L’ailleurs aux portes de l’Europe
Au milieu de ces mastodontes, les artistes suisses ne sont pas en reste puisqu’ils constituent environ 20% de la programmation. On retrouve d’ailleurs la patte de Mathieu Monnier avec l’artiste romande Danitsa, présente l’année dernière au Lisztomania. Pour le nouveau venu, c’est l’occasion de jauger la maturité de la jeune femme : « À Montreux, on lui avait proposé une scène très tôt. À l’époque elle avait sorti un titre qui était vraiment super, “Remember me”. Depuis, elle a sorti un album très réussi : elle passe en playlist sur les radios, les médias en parlent, elle fait beaucoup de concerts. Elle va arriver au Paléo avec un show beaucoup plus travaillé et beaucoup plus professionnel qu’il y a un an. » Le festival est en effet, aux yeux de Mathieu Monnier, un nouveau défi à la mesure de l’évolution de l’artiste : « C’est pour cela que quelquefois il vaut mieux ne pas trop se précipiter, programmer des artistes trop tôt dans leur carrière. Quand on propose des grosses scènes comme à Paléo où la plus petite scène c’est tout de même 2’500 personnes, c’est un gros challenge pour certains artistes qui parfois n’ont jamais joué devant plus de 200 ou 300 personnes. »

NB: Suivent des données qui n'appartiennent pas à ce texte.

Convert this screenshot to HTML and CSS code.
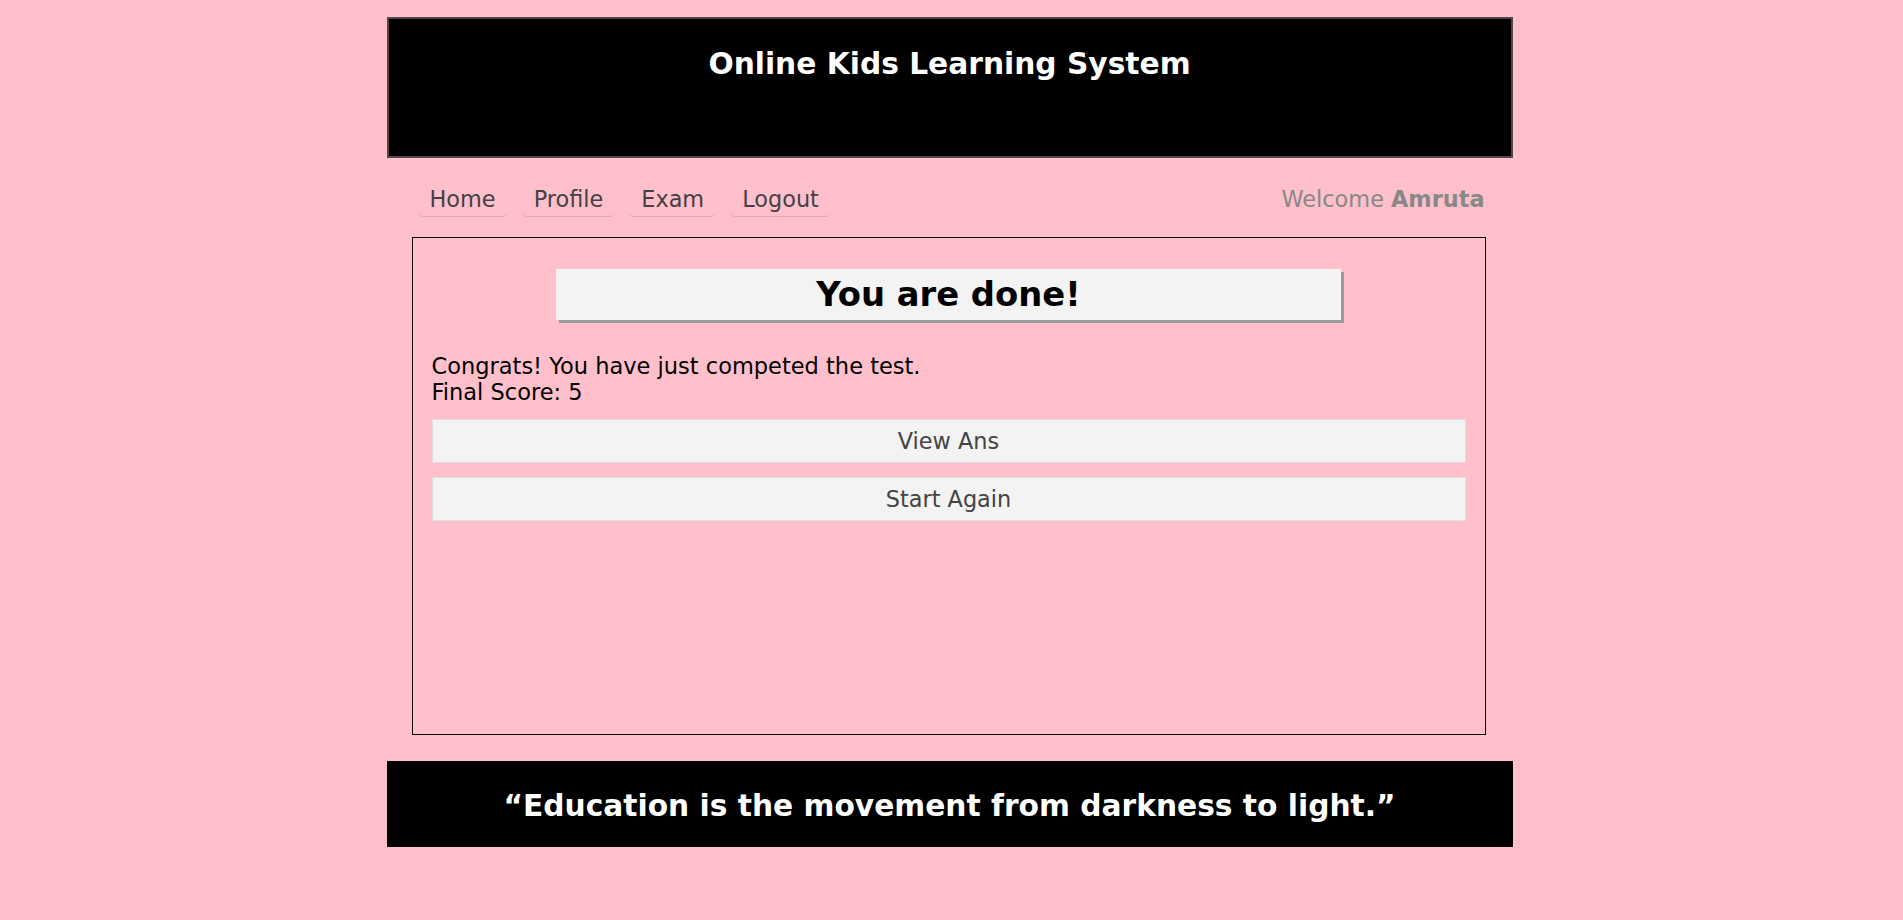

« Quand on propose des grosses scènes comme à Paléo où la plus petite scène c’est tout de même 2’500 personnes, c’est un gros challenge pour certains artistes »
Mathieu Monnier, co-programmateur du Paléo Festival
Le village du monde est pour sa part à conjuguer au pluriel puisque c’est l’Europe du sud qui sera mise à l’honneur : Portugal, Espagne, Grèce, France méridionale ou encore Italie promettent un programme varié. On notera la présence rare du transalpin Vinicio Capossela qui devrait transporter les festivaliers dans ses univers poétiques. À surveiller également, deux formations programmées cette saison aux Docks : les californiens Black Rebel Motorcycle Club le mercredi – dont les programmateurs sont très fiers d’avoir pu, après plusieurs tentatives, obtenir la venue – ainsi que les Français de Feu! Chatterton et leur rock littéraire le samedi. Moins connu, le chanteur du groupe Balthazar aux allures de dandy se produira sous le nom de Warhaus mercredi également. Lundi, c’est Algiers, coup de cœur des programmateurs qui fera sonner son post-punk teinté de gospel. Enfin, Mario Batkovic promet de repousser les limites et les préjugés de l’accordéon par un samedi d’été.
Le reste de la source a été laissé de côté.